釧路家庭裁判所 昭和44年(少)5349号 決定 1969年6月05日
少年 C・D(昭二六・一一・一七生)
主文
少年を釧路保護観察所の保護観察に付する。
少年が北海道川上郡○○町字ル○ラ○三○番地井○誠○方に保管している自動二輪車(○○か○○○号)一台を没取する。
理由
(非行事実)
少年は、公安委員会の運転免許を受けないで、昭和四四年三月○日午前一〇時五〇分ころ北海道川上郡○○町字○○町駅前交差点附近の道路上で自動二輪車(○○か○○○号)を運転したものである。
(該当法条)
少年法三条一項一号
道路交通法六四条、一一八条一項一号
(保護の事由)
少年は現在まで如何なる自動車運転免許を受けたことがないにもかかわらず、昭和四二年に父から第一種原動機付自転車を購入してもらい、これを道路上で運転中、同年三月および五月に警察官に発見され、同年六月七日には当裁判所により不処分の言渡しを受けている。

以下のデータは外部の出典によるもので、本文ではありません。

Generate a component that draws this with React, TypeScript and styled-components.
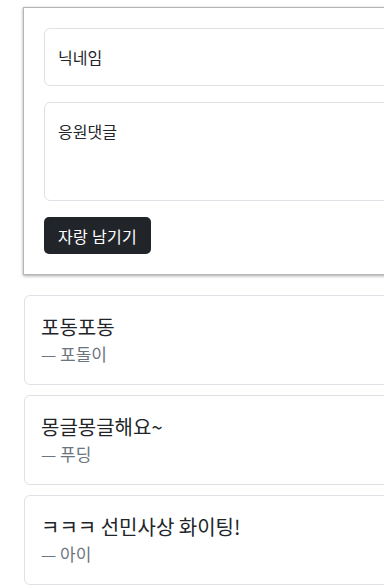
import React, { useState } from "react";
import styled, { createGlobalStyle } from "styled-components";

const GlobalStyle = createGlobalStyle`
  html, body {
    margin: 0;
    padding: 0;
    background: #fff;
    overflow: hidden;
  }
  body {
    font-family: "Noto Sans CJK KR", "Liberation Sans", sans-serif;
    color: #212529;
  }
  * {
    box-sizing: border-box;
  }
`;

const Page = styled.div`
  width: 620px;
  padding: 7px 0 0 23px;
`;

const FormCard = styled.form`
  display: flex;
  flex-direction: column;
  gap: 16px;
  padding: 20px;
  border: 1px solid #b5b5b5;
  box-shadow: 0 1px 3px rgba(0, 0, 0, 0.35);
  background: #fff;
`;

const Field = styled.input`
  height: 58px;
  padding: 0 13px;
  border: 1px solid #dee2e6;
  border-radius: 6px;
  font-family: inherit;
  font-size: 16px;
  color: #212529;
  &::placeholder {
    color: #212529;
  }
`;

const TextArea = styled.textarea`
  height: 99px;
  padding: 16px 13px;
  border: 1px solid #dee2e6;
  border-radius: 6px;
  font-family: inherit;
  font-size: 16px;
  line-height: 24px;
  resize: none;
  &::placeholder {
    color: #212529;
  }
`;

const SubmitBtn = styled.button`
  align-self: flex-start;
  height: 37px;
  padding: 0 14px;
  background: #212529;
  color: #fff;
  border: none;
  border-radius: 5px;
  font-family: inherit;
  font-size: 16px;
  line-height: 24px;
  letter-spacing: 0.3px;
`;

const CommentList = styled.div`
  display: flex;
  flex-direction: column;
  gap: 10px;
  margin-top: 20px;
  padding-left: 1px;
`;

const CommentCard = styled.figure`
  margin: 0;
  height: 90px;
  padding: 16px;
  border: 1px solid #dee2e6;
  border-radius: 6px;
`;

const CommentText = styled.blockquote`
  margin: 0;
  font-size: 20px;
  line-height: 30px;
  color: #212529;
`;

const Author = styled.figcaption`
  font-size: 17px;
  line-height: 24px;
  color: #6c757d;
`;

type Comment = {
  text: string;
  name: string;
};

const comments: Comment[] = [
  { text: "포동포동", name: "포돌이" },
  { text: "몽글몽글해요~", name: "푸딩" },
  { text: "ㅋㅋㅋ 선민사상 화이팅!", name: "아이" },
];

const App: React.FC = () => {
  const [nick, setNick] = useState("");
  const [msg, setMsg] = useState("");

  const handleSubmit = (e: any) => {
    e.preventDefault();
  };

  return (
    <Page>
      <GlobalStyle />
      <FormCard onSubmit={handleSubmit}>
        <Field
          placeholder="닉네임"
          value={nick}
          onChange={(e) => setNick(e.target.value)}
        />
        <TextArea
          placeholder="응원댓글"
          value={msg}
          onChange={(e) => setMsg(e.target.value)}
        />
        <SubmitBtn type="submit">자랑 남기기</SubmitBtn>
      </FormCard>
      <CommentList>
        {comments.map((c, i) => (
          <CommentCard key={i}>
            <CommentText>{c.text}</CommentText>
            <Author>— {c.name}</Author>
          </CommentCard>
        ))}
      </CommentList>
    </Page>
  );
};

export default App;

しかし少年はその後もたびたびみぎ原動機付自転車を使用して無免許運転を繰り返し、さらに昭和四三年一〇月には父から自動二輪車を購入してもらい、爾来これを乗りまわしていて遂に本件非行が警察官に発見されたわけである。
このような非行歴に照らすと、少年は無免許運転の危険性の認識とそれに対する罪悪感を殆んど抱いていないし、また社会的規範に対する遵法意識も極めて低いと考えられる。父母も一人息子の少年を溺愛し少年が無免許運転になることを知りながら、少年のいうがままに再度にわたり車輛を買い与えており、今後とも少年に対する適正な監護は期待できない。また少年は自動二輪車の運転免許を取得すべき具体的計画も持つていない。
したがつて少年の再非行の危険性は極めて高いものというべく、少年の住居が遠隔地にあることをも考えると、現実に可能な保護処分としては少年を保護観察処分にするのが一応相当と認められるが、これによつてもなお再犯の危険性は除去されないとみられるので、これに加えて少年のこれまでの非行反覆の実質的な程度および父の上記少年の非行への加担の態様等を考慮して、本人以外の者に属さず、且つ少年が上記住居地に保管中の自動二輪車(○○か○○○号)を本件犯行を組成した物として没取することが相当である。
よつて少年法二四条一項一号、少年審判規則三七条一項、少年法二四条の二、一項一号、二項を適用して主文のとおり決定する。